Highly aggressive tumors that portend a poor prognosis characterize the type of breast cancer most often diagnosed in black women with the disease, researchers report in a new analysis.
Dr. Gloria Morris and colleagues at Thomas Jefferson University Hospital in Philadelphia found that breast cancers in black women were more likely to be typified by a so-called "triple negative" status, meaning they lack specific surface proteins on tumors that make them amenable to treatment.
Reporting in the journal Cancer, a publication of the American Cancer Society, Morris wrote that black women with the disease have a 67 percent higher chance of dying from breast cancer than white women. She said that being black may be a "prognostic indicator of worse outcome."
Having "triple negative status" means black women lack proteins on their cancers for estrogen, progesterone and the HER-2 oncogene, Morris explained. Doctors, therefore, cannot offer patients such drugs as tamoxifen, which is prescribed to women whose tumors are marked with estrogen and progesterone receptors. The drug blocks the receptors, preventing the hormones from fueling new cancers. A newer type of estrogen-blocking medication called an aromatase inhibitor also is ineffective.
Even though the HER-2 oncogene is a marker for an aggressive form of breast cancer, since 1998 doctors have been able to offer the 20 to 25 percent of women who possess it a targeted breast cancer drug known as Herceptin. The medication has helped improve outcomes for women with advanced and early-stage disease.
"Right now we're very limited in the drugs we can use," Morris said.
Morris and her collaborators studied grade, stage and degree of invasiveness of breast cancers diagnosed in 2,200 women at Thomas Jefferson's Kimmel Cancer Center. They compared that data to 197,274 women in a National Cancer Institute database and found that black women with the disease were more likely to have tumors that bore markers for poor prognosis. Nearly half of all black women in the local and national databases had the difficult-to-treat tumor type compared with 37 percent of white women.
"We need a targeted drug that exploits the weaknesses of this tumor type," said Dr. Lisa Carey, director of medical oncology at the UNC Breast Center, who identified the biology of triple negative tumors last year. She gave such cancers the name "basal-like" and defined them as among the most aggressive.

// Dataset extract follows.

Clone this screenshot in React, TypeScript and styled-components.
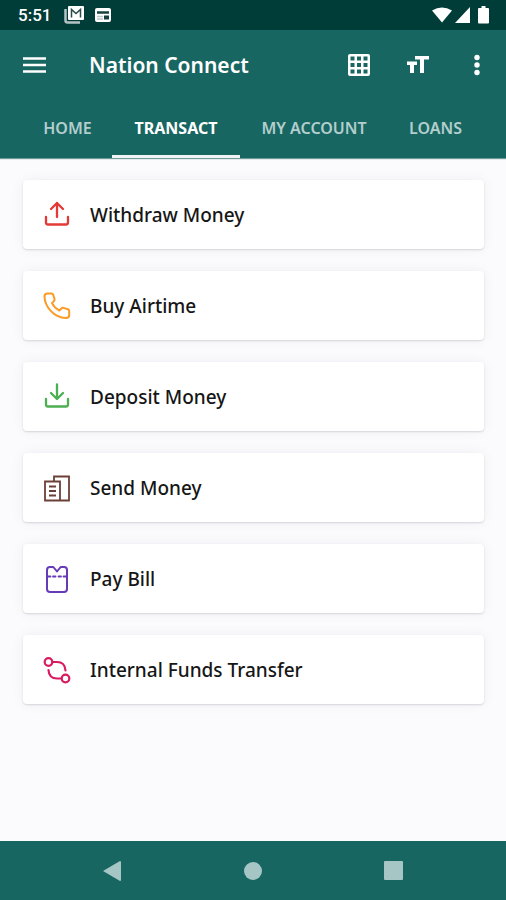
import React from "react";
import styled, { createGlobalStyle } from "styled-components";

const GlobalStyle = createGlobalStyle`
  * { box-sizing: border-box; }
  body { margin: 0; background: #fbfbfd; font-family: "Noto Sans", sans-serif; }
  button { border: 0; background: none; padding: 0; font: inherit; color: inherit; cursor: pointer; }
  svg { display: block; flex: none; }
`;

const Screen = styled.div`
  min-height: 100vh;
  display: flex;
  flex-direction: column;
`;

const StatusBar = styled.div`
  height: 30px;
  padding: 0 16px 0 18px;
  display: flex;
  align-items: center;
  justify-content: space-between;
  background: #003c38;
  color: #fff;
`;

const StatusGroup = styled.div<{ $gap: number }>`
  display: flex;
  align-items: center;
  gap: ${(p) => p.$gap}px;
`;

const Clock = styled.time`
  font: 500 17px/24px Roboto, sans-serif;
  margin-right: 3px;
`;

const Header = styled.header`
  background: #186662;
  color: #fff;
  box-shadow: 0 1px 1px #6f9b99;
`;

const AppBar = styled.div`
  height: 70px;
  display: flex;
  align-items: center;
`;

const IconButton = styled.button<{ $width: number }>`
  width: ${(p) => p.$width}px;
  height: 59px;
  display: grid;
  place-items: center;
`;

const Title = styled.h1`
  flex: 1;
  margin: 0;
  padding-left: 20px;
  font-size: 21px;
  line-height: 28px;
  font-weight: 600;
  white-space: nowrap;
`;

const Tabs = styled.nav`
  display: grid;
  grid-template-columns: 89fr 128fr 148fr 95fr;
  padding: 0 23px;
`;

const Tab = styled.a<{ $active: boolean }>`
  height: 58px;
  display: grid;
  place-items: center;
  color: ${(p) => (p.$active ? "#fff" : "#b3cecd")};
  border-bottom: 3px solid ${(p) => (p.$active ? "#f1f3f7" : "transparent")};
  font-size: 16px;
  line-height: 24px;
  font-weight: ${(p) => (p.$active ? 700 : 600)};
  text-decoration: none;
  white-space: nowrap;
`;

const Main = styled.main`
  flex: 1;
  padding: 22px 22px 22px 23px;
  display: flex;
  flex-direction: column;
  gap: 22px;
`;

const Card = styled.button`
  height: 69px;
  padding: 1px 20px 0;
  display: flex;
  align-items: center;
  gap: 19px;
  text-align: left;
  background: #fff;
  border-radius: 4px;
  box-shadow: 0 1px 2px rgba(30, 35, 50, 0.16), 0 0 14px rgba(40, 40, 90, 0.05);
`;

const Label = styled.span`
  color: #161616;
  font-size: 19px;
  line-height: 28px;
  font-weight: 500;
`;

const NavBar = styled.nav`
  height: 59px;
  padding: 0 42px;
  display: grid;
  grid-template-columns: repeat(3, 1fr);
  background: #186662;
  color: #a6c6c6;
`;

const NavButton = styled.button`
  display: grid;
  place-items: center;
`;

const stroke = (color: string) => ({
  width: 28,
  height: 28,
  viewBox: "0 0 28 28",
  fill: "none",
  stroke: color,
  strokeWidth: 2,
  strokeLinecap: "round" as const,
  strokeLinejoin: "round" as const,
  "aria-hidden": true,
});

const WithdrawIcon = () => (
  <svg {...stroke("#e53935")} strokeWidth={2.3}>
    <path d="M14 16V2M8 8l6-6 6 6M3 16v5.500q0 2 2 2h18q2 0 2-2V16" />
  </svg>
);

const DepositIcon = () => (
  <svg {...stroke("#4caf50")} strokeWidth={2.3}>
    <path d="M14 1.500v14M8 10l6 6 6-6M3 16v5.500q0 2 2 2h18q2 0 2-2V16" />
  </svg>
);

const PhoneIcon = () => (
  <svg {...stroke("#fb9a24")}>
    <path d="M4.500 1.500h4q1.200 0 1.700 1.200l1.300 4.300q.3 1.200-.6 2.100L9 11.100q2.400 4.800 7.400 7.400l2-2q.9-.9 2.100-.6l4.400 1.300q1.300.5 1.300 1.800v4q0 3.100-3.200 3.100Q14 25.700 7.500 18.600 1.700 12 1.500 4.700q0-3.200 3-3.200z" />
  </svg>
);

const BuildingIcon = () => (
  <svg {...stroke("#6d4037")} strokeWidth={1.8} strokeLinecap="butt" strokeLinejoin="miter">
    <path d="M2 7.500h15v19H2zM11 7.500V2.500h15v24H17M6 12.500h7M6 17h7M6 21.500h7" />
  </svg>
);

const BillIcon = () => (
  <svg {...stroke("#673ab7")}>
    <path d="M4 5q0-3 3-3h2.500q1 0 1.700 1L14 6.500 16.800 3q.7-1 1.700-1H21q3 0 3 3v19q0 3-3 3H7q-3 0-3-3z" />
    <path d="M5 11.500h2.500M10 11.500h2.500M15.500 11.500h2.500M20.500 11.500H23" strokeWidth={1.8} />
  </svg>
);

const TransferIcon = () => (
  <svg {...stroke("#d81b60")} strokeWidth={2.2}>
    <circle cx="5.500" cy="6" r="3.800" />
    <circle cx="22.500" cy="22.500" r="3.800" />
    <path d="M9.500 6H14q8 0 8.500 8.500M5.500 14q.5 8.500 8.500 8.500h4.500" />
  </svg>
);

const MailIcon = () => (
  <svg width="20" height="18" viewBox="0 0 20 18" aria-hidden="true">
    <path d="M1.500 3v11.500q0 2 2 2H16" fill="none" stroke="#b4c4c2" strokeWidth="2.500" />
    <rect x="4" y="0" width="16" height="14" rx="1" fill="#fff" />
    <path d="M7.500 11.500V3.500l4.500 4 4.500-4v8" fill="none" stroke="#294b49" strokeWidth="1.500" />
  </svg>
);

const NewsIcon = () => (
  <svg width="18" height="16" viewBox="0 0 18 16" aria-hidden="true">
    <rect x="1" y="1" width="16" height="14" rx="2" fill="#fff" />
    <path d="M3 5.500h12" stroke="#17413e" strokeWidth="2.500" />
    <path d="M3 9.500h6M3 12h6" stroke="#bdc9c8" strokeWidth="1.500" />
    <path d="M10 8.500h5v4h-5z" fill="#17413e" />
  </svg>
);

const items = [
  { label: "Withdraw Money", Icon: WithdrawIcon },
  { label: "Buy Airtime", Icon: PhoneIcon },
  { label: "Deposit Money", Icon: DepositIcon },
  { label: "Send Money", Icon: BuildingIcon },
  { label: "Pay Bill", Icon: BillIcon },
  { label: "Internal Funds Transfer", Icon: TransferIcon },
];

const tabs = ["HOME", "TRANSACT", "MY ACCOUNT", "LOANS"];

export default function App() {
  return (
    <Screen>
      <GlobalStyle />
      <StatusBar>
        <StatusGroup $gap={10}>
          <Clock>5:51</Clock>
          <MailIcon />
          <NewsIcon />
        </StatusGroup>
        <StatusGroup $gap={3}>
          <svg width="20" height="16" viewBox="0 0 20 16" fill="#fff" aria-hidden="true">
            <path d="M0 3.500Q10-2.500 20 3.500L10 15.500z" />
          </svg>
          <svg width="15" height="16" viewBox="0 0 15 16" fill="#fff" aria-hidden="true">
            <path d="M15 0v16H0z" />
          </svg>
          <svg width="17" height="18" viewBox="0 0 17 18" fill="#fff" aria-hidden="true">
            <path d="M8.500 0h4v2H15q1 0 1 1v13.500q0 1-1 1H6q-1 0-1-1V3q0-1 1-1h2.500z" />
          </svg>
        </StatusGroup>
      </StatusBar>
      <Header>
        <AppBar>
          <IconButton $width={69} aria-label="Menu">
            <svg width="23" height="18" viewBox="0 0 23 18" aria-hidden="true">
              <path d="M0 2.500h23M0 9h23M0 15.500h23" stroke="#fff" strokeWidth="2.600" />
            </svg>
          </IconButton>
          <Title>Nation Connect</Title>
          <IconButton $width={59} aria-label="Grid">
            <svg width="22" height="22" viewBox="0 0 22 22" fill="#fff" fillRule="evenodd" aria-hidden="true">
              <path d="M2 0h18q2 0 2 2v18q0 2-2 2H2q-2 0-2-2V2q0-2 2-2zM2.500 2.500v4h4v-4zM9 2.500v4h4v-4zM15.500 2.500v4h4v-4zM2.500 9v4h4V9zM9 9v4h4V9zM15.500 9v4h4V9zM2.500 15.500v4h4v-4zM9 15.500v4h4v-4zM15.500 15.500v4h4v-4z" />
            </svg>
          </IconButton>
          <IconButton $width={59} aria-label="Text size">
            <svg width="22" height="20" viewBox="0 0 22 20" fill="#fff" aria-hidden="true">
              <path d="M8 1h14v3.500h-5V18h-4V4.500H8zM0 6.500h10V10H7v8H3v-8H0z" />
            </svg>
          </IconButton>
          <IconButton $width={59} aria-label="More options">
            <svg width="6" height="22" viewBox="0 0 6 22" fill="#fff" aria-hidden="true">
              <circle cx="3" cy="3.500" r="2.700" />
              <circle cx="3" cy="11" r="2.700" />
              <circle cx="3" cy="18.500" r="2.700" />
            </svg>
          </IconButton>
        </AppBar>
        <Tabs>
          {tabs.map((name) => (
            <Tab key={name} href="#" $active={name === "TRANSACT"}>
              {name}
            </Tab>
          ))}
        </Tabs>
      </Header>
      <Main>
        {items.map(({ label, Icon }) => (
          <Card key={label}>
            <Icon />
            <Label>{label}</Label>
          </Card>
        ))}
      </Main>
      <NavBar>
        <NavButton aria-label="Back">
          <svg width="18" height="20" viewBox="0 0 18 20" fill="currentColor" aria-hidden="true">
            <path d="M17 0q1 0 1 1v18q0 1-1 1L0 10z" />
          </svg>
        </NavButton>
        <NavButton aria-label="Home">
          <svg width="18" height="18" viewBox="0 0 18 18" fill="currentColor" aria-hidden="true">
            <circle cx="9" cy="9" r="9" />
          </svg>
        </NavButton>
        <NavButton aria-label="Recent apps">
          <svg width="19" height="19" viewBox="0 0 19 19" fill="currentColor" aria-hidden="true">
            <rect width="19" height="19" rx="1" />
          </svg>
        </NavButton>
      </NavBar>
    </Screen>
  );
}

Dr. Lovell Jones, director of the Center for Research on Minority Health at M.D. Anderson Cancer Center in Houston, said hard-to-treat breast cancer is most prevalent in black women under the age of 40. Some of the cancers, he said, are being diagnosed in women as young as 25.
Dr. Edith Mitchell, Morris' Jefferson colleague, said multiple issues underlie the problem. "There are social problems as well as medical problems that account for health disparities in this country," she said. "There is a lack of access to care for many black women that accounts for higher death rates. But there are some biological differences in the tumors."